Well, I'm not sure how many but I have definitely seen one in particular (check the links I provided above). LEDs have vastly different lumens output depending on the drive current.

Again, just to clear up this quote...for example a Welch Allen 10 W HID puts out 450 lumen and a Cree MC-E (quad) emitter puts out 700 or more lumen...this to me is roughly comparable to a 10 W HID.
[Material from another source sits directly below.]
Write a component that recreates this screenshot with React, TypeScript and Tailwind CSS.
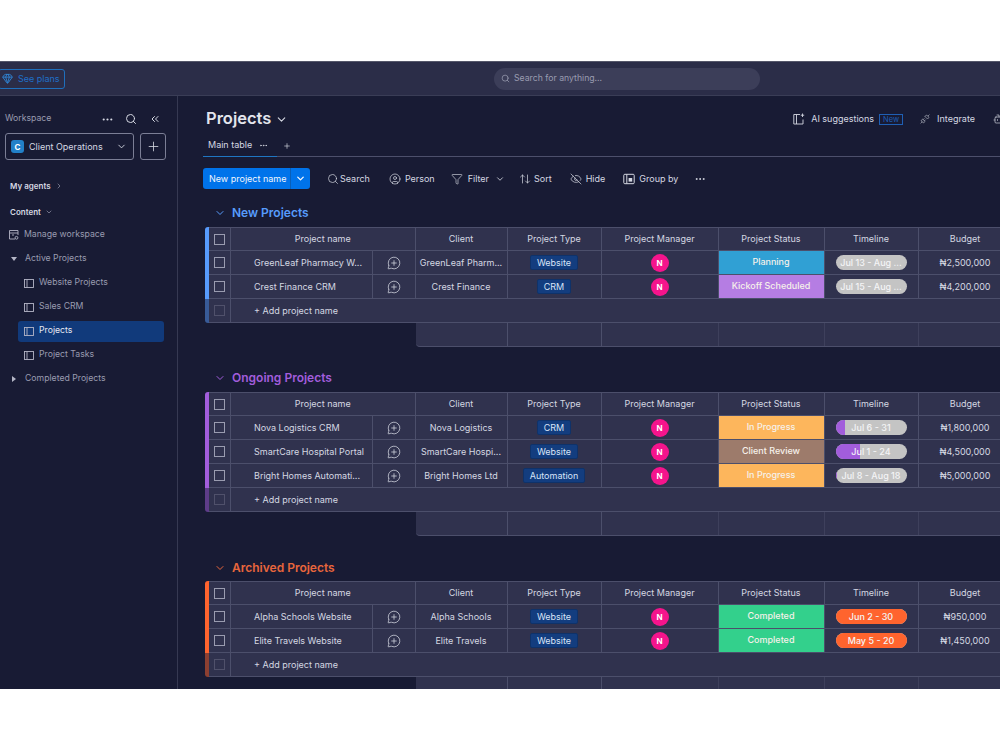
import {
  ArrowUpDown,
  Bot,
  ChevronDown,
  ChevronRight,
  ChevronsLeft,
  CircleUser,
  Ellipsis,
  EyeOff,
  Funnel,
  Gem,
  MessageCirclePlus,
  Plus,
  Search,
  Unplug,
} from 'lucide-react'

const gridCols = 'grid grid-cols-[22px_141.5px_43px_92px_94px_117px_106px_94px_94px]'

type Status = { label: string; color: string }
type Row = {
  name: string
  client: string
  type: string
  status: Status
  dates: string
  fill: number
  fillColor: string
  budget: string
}
type Group = { title: string; text: string; bar: string; mt: string; tableMt: string; rows: Row[] }

const planning = { label: 'Planning', color: 'bg-[#30a0d4]' }
const kickoff = { label: 'Kickoff Scheduled', color: 'bg-[#b57de3]' }
const inProgress = { label: 'In Progress', color: 'bg-[#fdb65c]' }
const review = { label: 'Client Review', color: 'bg-[#9d7b6b]' }
const completed = { label: 'Completed', color: 'bg-[#33d08c]' }

const groups: Group[] = [
  {
    title: 'New Projects',
    text: 'text-[#579bfc]',
    bar: 'bg-[#579bfc]',
    mt: 'mt-[14px]',
    tableMt: 'mt-[4px]',
    rows: [
      { name: 'GreenLeaf Pharmacy W...', client: 'GreenLeaf Pharm...', type: 'Website', status: planning, dates: 'Jul 13 - Aug ...', fill: 0, fillColor: '', budget: '₦2,500,000' },
      { name: 'Crest Finance CRM', client: 'Crest Finance', type: 'CRM', status: kickoff, dates: 'Jul 15 - Aug ...', fill: 0, fillColor: '', budget: '₦4,200,000' },
    ],
  },
  {
    title: 'Ongoing Projects',
    text: 'text-[#a25ddc]',
    bar: 'bg-[#a25ddc]',
    mt: 'mt-[21px]',
    tableMt: 'mt-[4px]',
    rows: [
      { name: 'Nova Logistics CRM', client: 'Nova Logistics', type: 'CRM', status: inProgress, dates: 'Jul 6 - 31', fill: 13, fillColor: 'bg-[#a25ddc]', budget: '₦1,800,000' },
      { name: 'SmartCare Hospital Portal', client: 'SmartCare Hospi...', type: 'Website', status: review, dates: 'Jul 1 - 24', fill: 35, fillColor: 'bg-[#a25ddc]', budget: '₦4,500,000' },
      { name: 'Bright Homes Automati...', client: 'Bright Homes Ltd', type: 'Automation', status: inProgress, dates: 'Jul 8 - Aug 18', fill: 2, fillColor: 'bg-[#a25ddc]', budget: '₦5,000,000' },
    ],
  },
  {
    title: 'Archived Projects',
    text: 'text-[#e8663c]',
    bar: 'bg-[#ff642e]',
    mt: 'mt-[22px]',
    tableMt: 'mt-[3px]',
    rows: [
      { name: 'Alpha Schools Website', client: 'Alpha Schools', type: 'Website', status: completed, dates: 'Jun 2 - 30', fill: 100, fillColor: 'bg-[#ff642e]', budget: '₦950,000' },
      { name: 'Elite Travels Website', client: 'Elite Travels', type: 'Website', status: completed, dates: 'May 5 - 20', fill: 100, fillColor: 'bg-[#ff642e]', budget: '₦1,450,000' },
    ],
  },
]

const headers = ['Client', 'Project Type', 'Project Manager', 'Project Status', 'Timeline', 'Budget']

function BoardIcon() {
  return (
    <svg width="10" height="9" viewBox="0 0 10 9" fill="none" stroke="#b4b6c6" strokeWidth="0.9">
      <rect x="0.5" y="0.5" width="9" height="8" />
      <path d="M3 0.5V8.5" />
    </svg>
  )
}

function Checkbox({ faded }: { faded?: boolean }) {
  return <span className={`h-[11px] w-[11px] border border-[#9a9cb0] ${faded ? 'opacity-30' : ''}`} />
}

function Cell({ children, className = '' }: { children?: React.ReactNode; className?: string }) {
  return (
    <div className={`flex h-[24px] items-center justify-center whitespace-nowrap border-r border-b border-[#4c4f6b] ${className}`}>
      {children}
    </div>
  )
}

function Timeline({ row }: { row: Row }) {
  return (
    <div className="relative flex h-[15px] w-[71px] items-center justify-center overflow-hidden rounded-full bg-[#c4c4c4]">
      <div className={`absolute inset-y-0 left-0 ${row.fillColor}`} style={{ width: `${row.fill}%` }} />
      <span className="relative text-[9px] font-medium text-[#f4f4f6]">{row.dates}</span>
    </div>
  )
}

function GroupTable({ group }: { group: Group }) {
  return (
    <section className={group.mt}>
      <div className="ml-[11px] flex h-[20px] items-center gap-[6px]">
        <ChevronDown size={12} className={group.text} />
        <h2 className={`text-[12px] font-semibold ${group.text}`}>{group.title}</h2>
      </div>
      <div className={`ml-[2px] ${group.tableMt}`}>
        <div className="flex">
          <div className="flex w-[4px] shrink-0 flex-col overflow-hidden rounded-l-[3px]">
            <div className={`flex-1 ${group.bar}`} />
            <div className={`h-[24px] opacity-50 ${group.bar}`} />
          </div>
          <div className="shrink-0 bg-[#30324e] text-[9px] text-[#d5d8e2]">
            <div className={gridCols}>
              <Cell className="border-t"><Checkbox /></Cell>
              <Cell className="col-span-2 border-t">Project name</Cell>
              {headers.map((h) => (
                <Cell key={h} className="border-t">{h}</Cell>
              ))}
            </div>
            {group.rows.map((row) => (
              <div key={row.name} className={gridCols}>
                <Cell><Checkbox /></Cell>
                <Cell className="!justify-start pl-[23px]">{row.name}</Cell>
                <Cell><MessageCirclePlus size={14} strokeWidth={1.3} className="text-[#d5d8e2]" /></Cell>
                <Cell>{row.client}</Cell>
                <Cell>
                  <span className="rounded-[2px] border border-[#0f3269] bg-[#133d7f] px-[6px] text-[#d8e4f8]">{row.type}</span>
                </Cell>
                <Cell>
                  <span className="flex h-[18px] w-[18px] items-center justify-center rounded-full bg-[#f5148c] text-[8px] font-bold text-white">N</span>
                </Cell>
                <Cell className={`pb-[1px] font-medium text-[#f6f1ea] ${row.status.color}`}>{row.status.label}</Cell>
                <Cell><Timeline row={row} /></Cell>
                <Cell>{row.budget}</Cell>
              </div>
            ))}
            <div className={gridCols}>
              <Cell><Checkbox faded /></Cell>
              <div className="col-span-8 flex h-[24px] items-center border-b border-[#4c4f6b] pl-[23px]">+ Add project name</div>
            </div>
          </div>
        </div>
        <div className="ml-[210.5px] flex h-[24px] w-[800px] overflow-hidden rounded-bl-[4px] border-b border-[#4c4f6b] bg-[#30324e]">
          <div className="w-[92px] border-r border-[#4c4f6b]" />
          <div className="w-[94px] border-r border-[#4c4f6b]" />
          <div className="w-[117px] border-r border-[#3e405c]" />
          <div className="w-[106px] border-r border-[#3e405c]" />
          <div className="w-[94px] border-r border-[#3e405c]" />
        </div>
      </div>
    </section>
  )
}

function Sidebar() {
  const boards = ['Website Projects', 'Sales CRM', 'Projects', 'Project Tasks']
  return (
    <aside className="flex w-[178px] shrink-0 flex-col border-r border-[#363952] pt-[15px] text-[8.7px] text-[#9a9cb0]">
      <div className="flex h-[16px] items-center pl-[5px] pr-[16px]">
        <span>Workspace</span>
        <Ellipsis size={13} className="ml-auto text-[#d5d8e2]" />
        <Search size={12} className="ml-[11px] text-[#d5d8e2]" />
        <ChevronsLeft size={12} className="ml-[12px] text-[#d5d8e2]" />
      </div>
      <div className="mt-[6px] flex gap-[6px] pl-[5px]">
        <div className="flex h-[27px] w-[129px] items-center rounded-[3px] border border-[#7b7e95] pl-[5px] pr-[6px] text-[9px] text-[#d5d8e2]">
          <span className="flex h-[13px] w-[13px] items-center justify-center rounded-[3px] bg-[#2280c8] text-[8px] font-bold text-white">C</span>
          <span className="ml-[5px]">Client Operations</span>
          <ChevronDown size={11} className="ml-auto" />
        </div>
        <div className="flex h-[27px] w-[26px] items-center justify-center rounded-[3px] border border-[#7b7e95] text-[#d5d8e2]">
          <Plus size={15} strokeWidth={1.3} />
        </div>
      </div>
      <div className="mt-[19px] flex h-[14px] items-center gap-[4px] pl-[10px] text-[8px] font-semibold text-[#d5d8e2]">
        My agents <ChevronRight size={8} className="text-[#9a9cb0]" />
      </div>
      <div className="mt-[12px] flex h-[14px] items-center gap-[4px] pl-[10px] text-[8px] font-semibold text-[#d5d8e2]">
        Content <ChevronDown size={8} className="text-[#9a9cb0]" />
      </div>
      <div className="mt-[4px] flex h-[24px] items-center gap-[5px] pl-[9px]">
        <svg width="10" height="10" viewBox="0 0 10 10" fill="none" stroke="#b4b6c6" strokeWidth="0.9">
          <path d="M6 9H0.5V0.5H9V5M0.5 3H9M3 5H5" />
          <circle cx="7.5" cy="7.8" r="1.4" />
        </svg>
        Manage workspace
      </div>
      <div className="flex h-[24px] items-center gap-[8px] pl-[11px]">
        <span className="h-0 w-0 border-x-[3px] border-t-[4px] border-x-transparent border-t-[#b4b6c6]" />
        Active Projects
      </div>
      {boards.map((b) =>
        b === 'Projects' ? (
          <div key={b} className="ml-[18px] flex h-[24px] w-[146px] items-center">
            <div className="flex h-[21px] w-full items-center gap-[5px] rounded-[3px] bg-[#113a7b] pl-[6px] text-[#e6e9f2]">
              <BoardIcon />
              {b}
            </div>
          </div>
        ) : (
          <div key={b} className="flex h-[24px] items-center gap-[5px] pl-[24px]">
            <BoardIcon />
            {b}
          </div>
        ),
      )}
      <div className="flex h-[24px] items-center gap-[9px] pl-[12px]">
        <span className="h-0 w-0 border-y-[3px] border-l-[4px] border-y-transparent border-l-[#b4b6c6]" />
        Completed Projects
      </div>
    </aside>
  )
}

function Toolbar() {
  return (
    <div className="mt-[11px] flex h-[21px] items-center whitespace-nowrap text-[9px] text-[#d5d8e2]">
      <div className="flex h-[21px] w-[107px] items-center overflow-hidden rounded-[3px] bg-[#0073ea] text-[#f2f6fd]">
        <span className="flex-1 border-r border-[#0a5fb8] pl-[6px] leading-[21px]">New project name</span>
        <ChevronDown size={11} strokeWidth={3} className="mx-[4px]" />
      </div>
      <Search size={12} strokeWidth={1.4} className="ml-[17px]" />
      <span className="ml-[1px]">Search</span>
      <CircleUser size={12} strokeWidth={1.4} className="ml-[19px]" />
      <span className="ml-[4px]">Person</span>
      <Funnel size={12} strokeWidth={1.3} className="ml-[16px]" />
      <span className="ml-[5px]">Filter</span>
      <ChevronDown size={10} className="ml-[6px]" />
      <ArrowUpDown size={12} strokeWidth={1.4} className="ml-[14px]" />
      <span className="ml-[3px]">Sort</span>
      <EyeOff size={12} strokeWidth={1.4} className="ml-[18px]" />
      <span className="ml-[4px]">Hide</span>
      <svg width="12" height="12" viewBox="0 0 12 12" fill="none" stroke="currentColor" strokeWidth="1" className="ml-[18px]">
        <rect x="0.8" y="1.3" width="10.4" height="9.4" rx="1" />
        <path d="M3.8 1.3V10.7" />
        <rect x="5.6" y="5" width="3.6" height="3.6" fill="currentColor" stroke="none" />
      </svg>
      <span className="ml-[4px]">Group by</span>
      <Ellipsis size={12} className="ml-[16px]" />
    </div>
  )
}

function Header() {
  return (
    <div className="pt-[11px]">
      <div className="flex h-[24px] items-center pl-[28px] text-[9px] text-[#d5d8e2]">
        <h1 className="pb-[2px] text-[16.5px] font-semibold text-[#e3e5ec]">Projects</h1>
        <ChevronDown size={13} className="ml-[4px]" />
        <svg width="12" height="12" viewBox="0 0 12 12" fill="none" stroke="#d5d8e2" strokeWidth="0.9" className="ml-auto">
          <path d="M7 1.5H0.8V11H10V6.5M3.5 1.5V11" />
          <path d="M9.5 0.5V4M7.8 2.2H11.2" />
        </svg>
        <span className="ml-[6px]">AI suggestions</span>
        <span className="ml-[5px] border border-[#1f5fb4] px-[3px] text-[7.5px] leading-[9px] text-[#1f5fb4]">New</span>
        <Unplug size={10} strokeWidth={1.3} className="ml-[17px]" />
        <span className="ml-[7px]">Integrate</span>
        <Bot size={12} strokeWidth={1.3} className="ml-[18px] mr-[-5px]" />
      </div>
      <div className="ml-[25px] mt-[4px] flex h-[22px] items-center border-b border-[#4c4f6b] text-[9px] text-[#d5d8e2]">
        <div className="flex h-[22px] w-[74px] items-center gap-[7px] border-b border-[#1f76c2] pl-[5px]">
          Main table
          <Ellipsis size={9} />
        </div>
        <Plus size={8} strokeWidth={2} className="ml-[6px]" />
      </div>
    </div>
  )
}

export default function App() {
  return (
    <div className="flex h-[750px] flex-col bg-white font-['Inter',sans-serif]">
      <div className="h-[61px]" />
      <div className="flex h-[628px] flex-col overflow-hidden bg-[#181b34]">
        <div className="flex h-[35px] shrink-0 items-center border-y border-[#3a3d56] border-t-[#55576a] bg-[#2b2d48]">
          <div className="-ml-[2px] flex h-[20px] w-[67px] items-center gap-[5px] rounded-[3px] border border-[#1f6fbc] pl-[3px] text-[9px] text-[#1f6fc8]">
            <Gem size={11} className="text-[#2f86d6]" />
            See plans
          </div>
          <div className="ml-[429px] flex h-[22px] w-[266px] items-center gap-[4px] rounded-full bg-[#3c3e59] pl-[7px] text-[8.7px] text-[#9a9cb0]">
            <Search size={9} />
            Search for anything...
          </div>
        </div>
        <div className="flex min-h-0 flex-1">
          <Sidebar />
          <main className="min-w-0 flex-1 overflow-hidden">
            <Header />
            <div className="pl-[25px]">
              <Toolbar />
              {groups.map((g) => (
                <GroupTable key={g.title} group={g} />
              ))}
            </div>
          </main>
        </div>
      </div>
      <div className="flex-1" />
    </div>
  )
}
The bulb used in the DiveRite 10W HID is 500 lumens, and that is tested using calibrated equipment. I can send you a spec sheet if you are interested.
When you see an LED light rated at 500 lumens by the manufacturer and it is actually only say 300 lumens if tested by calibrated optical test equipment then it is an unfair comparison. Lumens (cd is a lumen/steradian) takes into account the human eye response curve such as the CIE 1931 Candela - Wikipedia, the free encyclopedia

Are you saying that it isn't? They are different in that a HID has a pinpoint source of light and therefore there is a brighter pinpoint spot in a HID hotspot than a comparable led but output beam angles and lumen are comparable.

Please clarify your point. Thanks.

If you can harvest the lumens through a collector (lens) you can make the light what ever shape you want. Keep in mind that optics have efficiencies as well and the more lenses the light passes through the more lumens are lost. Generally, the samller the optic the less efficient it is. If you had an HID lighting system with a FWHM of 6 degrees and a LED lighting system with a FWHM of 6 degrees they would be near identical if they both were actually 500 lumens.

Notice I used the word "system”, we are measuring the actual output of the light from the system and not just the emitting source behind the lens.